#### Dataset records:

(begin)

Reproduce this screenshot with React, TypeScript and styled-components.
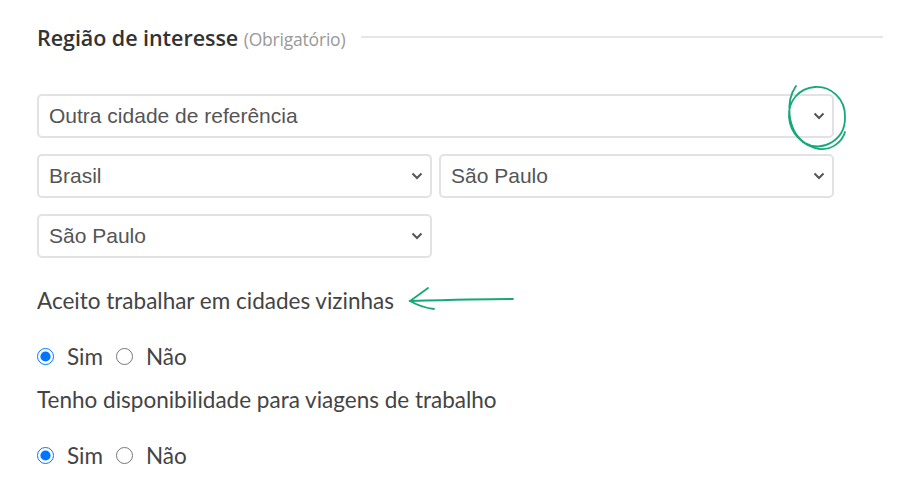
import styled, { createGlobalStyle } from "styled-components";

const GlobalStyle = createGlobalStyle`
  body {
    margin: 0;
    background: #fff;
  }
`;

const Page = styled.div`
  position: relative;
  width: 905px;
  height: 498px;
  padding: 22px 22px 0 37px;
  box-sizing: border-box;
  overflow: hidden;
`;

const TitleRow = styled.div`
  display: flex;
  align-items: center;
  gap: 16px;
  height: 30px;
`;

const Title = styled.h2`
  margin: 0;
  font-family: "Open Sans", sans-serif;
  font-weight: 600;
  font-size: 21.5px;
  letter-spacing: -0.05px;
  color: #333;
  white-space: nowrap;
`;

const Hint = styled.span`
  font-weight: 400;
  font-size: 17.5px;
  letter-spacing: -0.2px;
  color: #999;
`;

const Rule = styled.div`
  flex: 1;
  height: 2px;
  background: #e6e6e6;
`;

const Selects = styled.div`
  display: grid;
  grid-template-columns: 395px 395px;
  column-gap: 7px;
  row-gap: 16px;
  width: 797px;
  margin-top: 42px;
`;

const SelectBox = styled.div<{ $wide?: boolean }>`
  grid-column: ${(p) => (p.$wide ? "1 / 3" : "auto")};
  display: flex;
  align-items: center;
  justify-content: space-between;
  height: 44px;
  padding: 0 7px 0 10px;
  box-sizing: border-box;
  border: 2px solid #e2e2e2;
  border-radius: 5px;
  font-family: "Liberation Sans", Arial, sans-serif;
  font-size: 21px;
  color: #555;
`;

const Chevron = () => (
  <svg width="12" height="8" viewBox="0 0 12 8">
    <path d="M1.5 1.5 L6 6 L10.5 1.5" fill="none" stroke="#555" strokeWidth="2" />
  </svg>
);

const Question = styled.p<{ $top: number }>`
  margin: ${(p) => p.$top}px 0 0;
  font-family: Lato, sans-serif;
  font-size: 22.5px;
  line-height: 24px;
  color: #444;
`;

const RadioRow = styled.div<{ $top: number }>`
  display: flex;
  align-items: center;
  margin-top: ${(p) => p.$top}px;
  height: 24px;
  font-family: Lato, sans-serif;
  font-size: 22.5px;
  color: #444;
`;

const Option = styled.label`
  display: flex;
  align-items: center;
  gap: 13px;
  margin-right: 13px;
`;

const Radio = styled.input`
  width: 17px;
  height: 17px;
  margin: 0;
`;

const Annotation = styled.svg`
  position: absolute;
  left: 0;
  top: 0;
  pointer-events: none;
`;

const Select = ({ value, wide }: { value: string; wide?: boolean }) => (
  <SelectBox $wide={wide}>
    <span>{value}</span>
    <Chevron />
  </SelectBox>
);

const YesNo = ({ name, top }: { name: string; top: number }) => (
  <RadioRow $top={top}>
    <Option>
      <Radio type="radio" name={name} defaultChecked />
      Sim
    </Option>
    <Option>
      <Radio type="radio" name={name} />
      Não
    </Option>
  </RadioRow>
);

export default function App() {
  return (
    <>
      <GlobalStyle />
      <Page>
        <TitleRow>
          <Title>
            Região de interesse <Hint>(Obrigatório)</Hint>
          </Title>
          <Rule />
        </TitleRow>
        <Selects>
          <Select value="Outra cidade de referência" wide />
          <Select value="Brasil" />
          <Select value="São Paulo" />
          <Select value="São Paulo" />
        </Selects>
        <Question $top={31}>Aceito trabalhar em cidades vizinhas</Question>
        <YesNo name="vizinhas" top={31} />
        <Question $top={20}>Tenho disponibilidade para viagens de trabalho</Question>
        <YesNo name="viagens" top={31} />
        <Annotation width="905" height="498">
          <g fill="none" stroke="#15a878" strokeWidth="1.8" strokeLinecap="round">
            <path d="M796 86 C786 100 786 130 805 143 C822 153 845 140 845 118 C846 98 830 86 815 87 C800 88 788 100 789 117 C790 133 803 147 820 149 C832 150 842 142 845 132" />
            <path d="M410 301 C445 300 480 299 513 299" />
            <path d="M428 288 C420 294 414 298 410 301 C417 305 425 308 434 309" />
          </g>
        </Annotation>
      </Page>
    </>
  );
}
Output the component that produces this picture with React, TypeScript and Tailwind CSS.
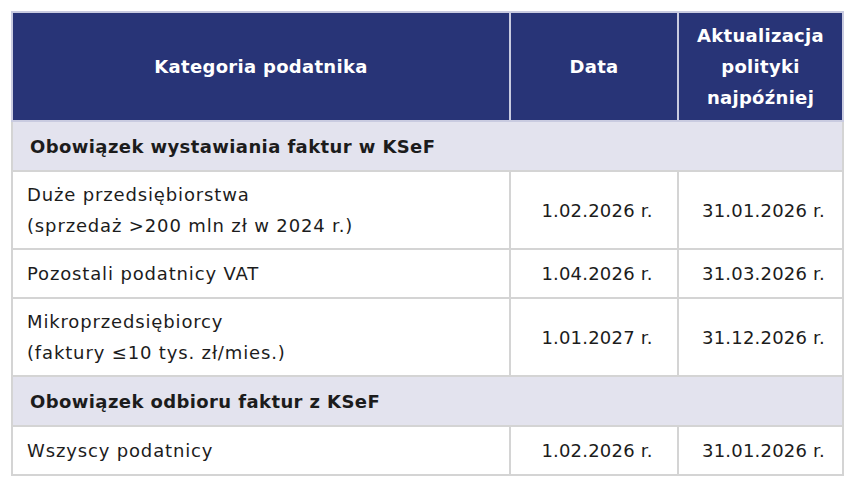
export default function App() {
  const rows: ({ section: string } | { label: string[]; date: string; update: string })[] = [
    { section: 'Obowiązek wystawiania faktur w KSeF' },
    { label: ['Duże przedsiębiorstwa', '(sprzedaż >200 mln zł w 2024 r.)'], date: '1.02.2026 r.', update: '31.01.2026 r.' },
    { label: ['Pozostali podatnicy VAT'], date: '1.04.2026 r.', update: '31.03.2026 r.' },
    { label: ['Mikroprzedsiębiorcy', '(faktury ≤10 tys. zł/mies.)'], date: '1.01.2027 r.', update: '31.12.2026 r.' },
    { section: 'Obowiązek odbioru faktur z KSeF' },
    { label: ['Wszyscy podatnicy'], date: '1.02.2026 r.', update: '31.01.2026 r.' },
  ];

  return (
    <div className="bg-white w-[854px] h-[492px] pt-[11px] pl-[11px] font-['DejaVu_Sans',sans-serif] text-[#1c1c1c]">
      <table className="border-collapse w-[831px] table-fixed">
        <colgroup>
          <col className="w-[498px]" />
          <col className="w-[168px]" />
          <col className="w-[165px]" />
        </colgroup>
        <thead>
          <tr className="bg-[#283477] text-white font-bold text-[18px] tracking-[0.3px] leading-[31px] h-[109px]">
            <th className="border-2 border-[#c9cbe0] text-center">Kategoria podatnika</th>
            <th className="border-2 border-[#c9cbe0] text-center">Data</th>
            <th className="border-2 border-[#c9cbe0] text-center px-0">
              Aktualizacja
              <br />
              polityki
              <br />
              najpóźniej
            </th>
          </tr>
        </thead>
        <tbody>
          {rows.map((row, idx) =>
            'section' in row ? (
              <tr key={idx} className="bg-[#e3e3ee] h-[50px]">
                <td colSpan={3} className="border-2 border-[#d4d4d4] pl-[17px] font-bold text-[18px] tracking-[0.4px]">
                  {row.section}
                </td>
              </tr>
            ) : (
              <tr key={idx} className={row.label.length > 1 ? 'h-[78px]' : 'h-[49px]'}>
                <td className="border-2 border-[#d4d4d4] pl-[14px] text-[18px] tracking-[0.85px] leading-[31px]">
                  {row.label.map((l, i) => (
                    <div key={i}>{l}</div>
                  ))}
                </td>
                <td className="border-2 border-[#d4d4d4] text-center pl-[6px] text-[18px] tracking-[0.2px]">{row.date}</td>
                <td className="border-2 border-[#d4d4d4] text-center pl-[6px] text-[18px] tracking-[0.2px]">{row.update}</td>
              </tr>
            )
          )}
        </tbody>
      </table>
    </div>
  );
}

(end)

#### What is needed:
In the records above, find each line that holds the word "with"; copy all such lines.

#### Expected output:
Reproduce this screenshot with React, TypeScript and styled-components.
Output the component that produces this picture with React, TypeScript and Tailwind CSS.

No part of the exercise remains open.